# [CHALLENGE]
Transcribe the material exactly. Images do not belong in the copy.

# [PROVIDED MATERIAL]
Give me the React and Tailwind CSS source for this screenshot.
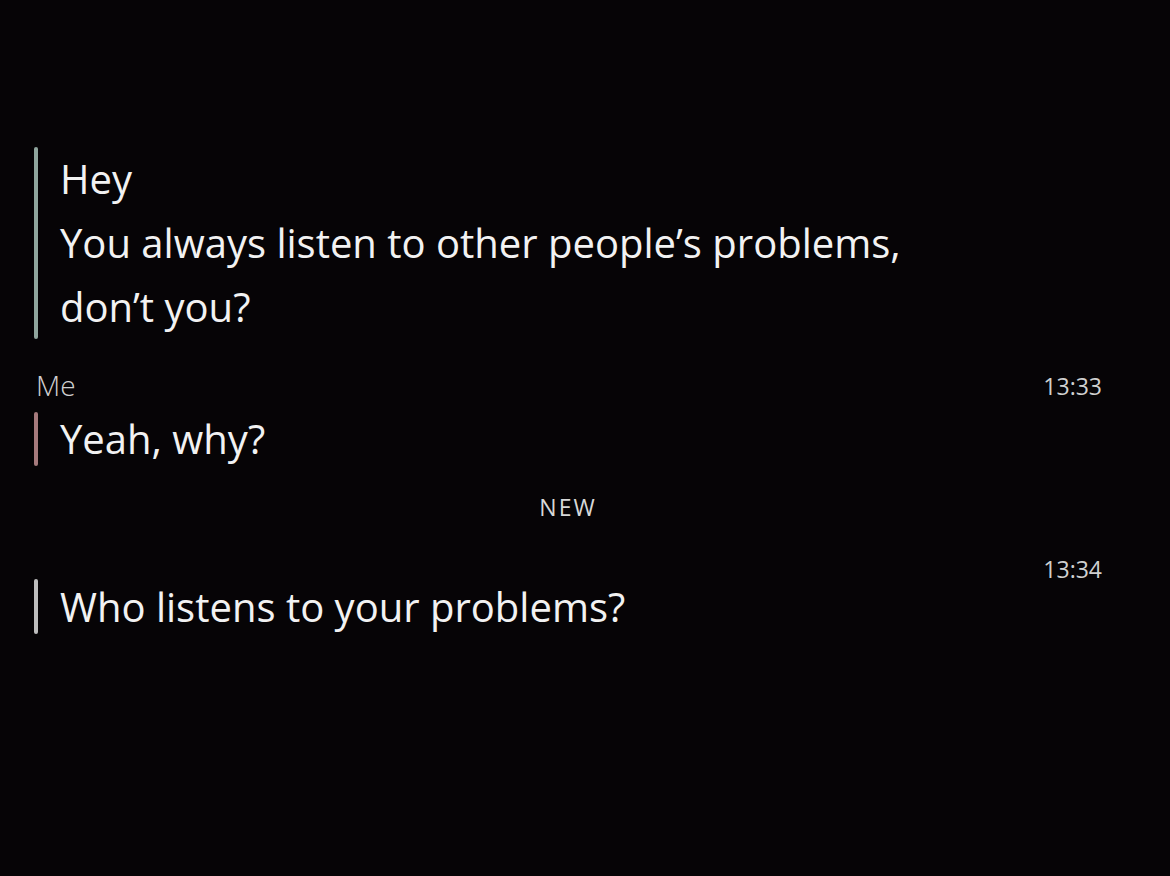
import React from "react";

const font = { fontFamily: "'Open Sans', Lato, sans-serif" };

function Message({ bar, lines, className = "" }) {
  return (
    <div className={"flex " + className}>
      <div className={"w-[4px] rounded-full shrink-0 self-stretch " + bar} />
      <div className="pl-[22px] text-[#f2f2f2] text-[40px] leading-[64px]">
        {lines.map((line, i) => (
          <p key={i}>{line}</p>
        ))}
      </div>
    </div>
  );
}

export default function App() {
  return (
    <div className="w-[1170px] h-[876px] bg-[#060406] pl-[34px] pr-[68px] pt-[147px]" style={font}>
      <Message
        bar="bg-[#8fa59d]"
        lines={["Hey", "You always listen to other people\u2019s problems,", "don\u2019t you?"]}
      />

      <div className="flex justify-between items-center mt-[30px] text-[#d0d0d0] leading-[28px]">
        <span className="pl-[2px] text-[28px] font-light">Me</span>
        <span className="text-[23px] pt-[3px]">13:33</span>
      </div>
      <Message bar="bg-[#a57a7c]" lines={["Yeah, why?"]} className="mt-[12px] h-[54px] items-center" />

      <div className="flex justify-center mt-[27px] text-[#d8d8d8] text-[23px] leading-[28px] tracking-[2px]">NEW</div>

      <div className="flex justify-end mt-[36px] text-[#d0d0d0] text-[23px] leading-[24px]">13:34</div>
      <Message bar="bg-[#bdbdbd]" lines={["Who listens to your problems?"]} className="mt-[-2px] h-[55px] items-center" />
    </div>
  );
}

# [ANSWER]
Give me the React and Tailwind CSS source for this screenshot.
import React from "react";

const font = { fontFamily: "'Open Sans', Lato, sans-serif" };

function Message({ bar, lines, className = "" }) {
  return (
    <div className={"flex " + className}>
      <div className={"w-[4px] rounded-full shrink-0 self-stretch " + bar} />
      <div className="pl-[22px] text-[#f2f2f2] text-[40px] leading-[64px]">
        {lines.map((line, i) => (
          <p key={i}>{line}</p>
        ))}
      </div>
    </div>
  );
}

export default function App() {
  return (
    <div className="w-[1170px] h-[876px] bg-[#060406] pl-[34px] pr-[68px] pt-[147px]" style={font}>
      <Message
        bar="bg-[#8fa59d]"
        lines={["Hey", "You always listen to other people\u2019s problems,", "don\u2019t you?"]}
      />

      <div className="flex justify-between items-center mt-[30px] text-[#d0d0d0] leading-[28px]">
        <span className="pl-[2px] text-[28px] font-light">Me</span>
        <span className="text-[23px] pt-[3px]">13:33</span>
      </div>
      <Message bar="bg-[#a57a7c]" lines={["Yeah, why?"]} className="mt-[12px] h-[54px] items-center" />

      <div className="flex justify-center mt-[27px] text-[#d8d8d8] text-[23px] leading-[28px] tracking-[2px]">NEW</div>

      <div className="flex justify-end mt-[36px] text-[#d0d0d0] text-[23px] leading-[24px]">13:34</div>
      <Message bar="bg-[#bdbdbd]" lines={["Who listens to your problems?"]} className="mt-[-2px] h-[55px] items-center" />
    </div>
  );
}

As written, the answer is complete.